The outlook for Russian exports depends heavily on the demand profile and trade relationships of four countries – China (47% share of Russian exports in 2023), Türkiye (17%), South Korea (15%), and India (6%). 

"With demand from China expected to soften over the outlook period, and the South Korean government advising buyers to reduce Russian imports, Russian thermal coal may need to find new buyers," according to the Quarterly. 

"Following the invasion of Ukraine, Russian coal producers had to discount their coal sharply in order to induce China and India to switch from Indonesian and Australian cargoes. 

"North Asian nations such as Japan and South Korea took fewer Russian cargoes and more Australian thermal coal. 

"In December 2022, the average Newcastle 6000 kilo calorie price was US$407 per tonne, compared to US$169/t for the Russia East (Vostochny) 6000kcal – a discount of 58%. 

"Markets have since settled back. In 2024, the Newcastle 6000 kcal price so far has averaged US$127/t compared to the Russia East (Vostochny) 6000kcal price of US$118/t, a discount of only 7%.

"Russian seaborne thermal coal supply is expected to decline over the outlook period, falling from 133Mt in 2023 to 119Mt in 2029."

Nuclear option

An unexpected wild card that could profoundly impact Korea's impact on coal pricing is its decision to ramp up nuclear production.

The Strategies for Coal Transition in Korea report by the International Energy Agency and the Korea Energy and Economics Institute found energy security was emerging as a key task for national security. 
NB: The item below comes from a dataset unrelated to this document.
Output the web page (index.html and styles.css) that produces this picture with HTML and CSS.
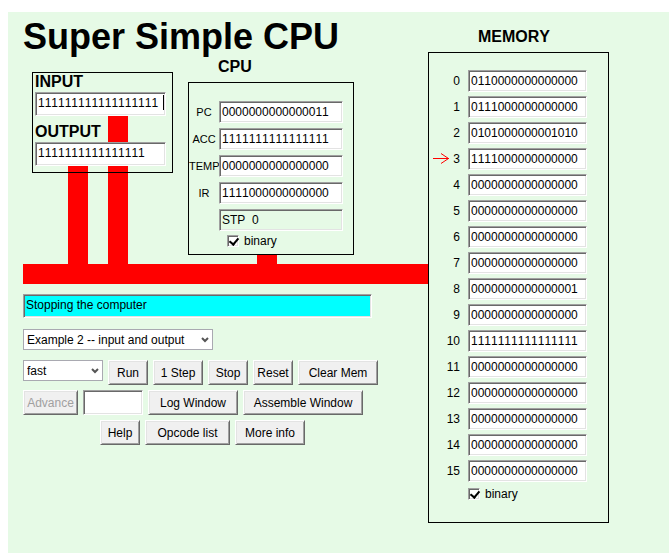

"Major foreign countries are setting energy supply and demand stabilisation as a top priority policy to strengthen national security in response to the uncertainty in the global energy supply chain caused by COVID-19 and the Russia-Ukraine war," it states. 

"In this context, stable electricity supply and demand for strengthening energy security is considered as a top priority, as well as economic feasibility, environmental effect and safety."

The report said Korea was likely to pursue a feasible and balanced power supply mix for stable electricity supply and demand, which could be summarised as active use of nuclear power plants, reasonable supply of renewable energy and inducing reduction of coal power generation. 

"First of all, the construction of new nuclear power plants and the continuous operation of nuclear power plants whose operation permits have expired are planned to be promoted to supply power cost-effectively on the promise of securing safety," the report stated. 

"With the continued operation of nuclear power plants and the new nuclear power plants, the share of nuclear power generation is expected to increase to 34.6% in 2036."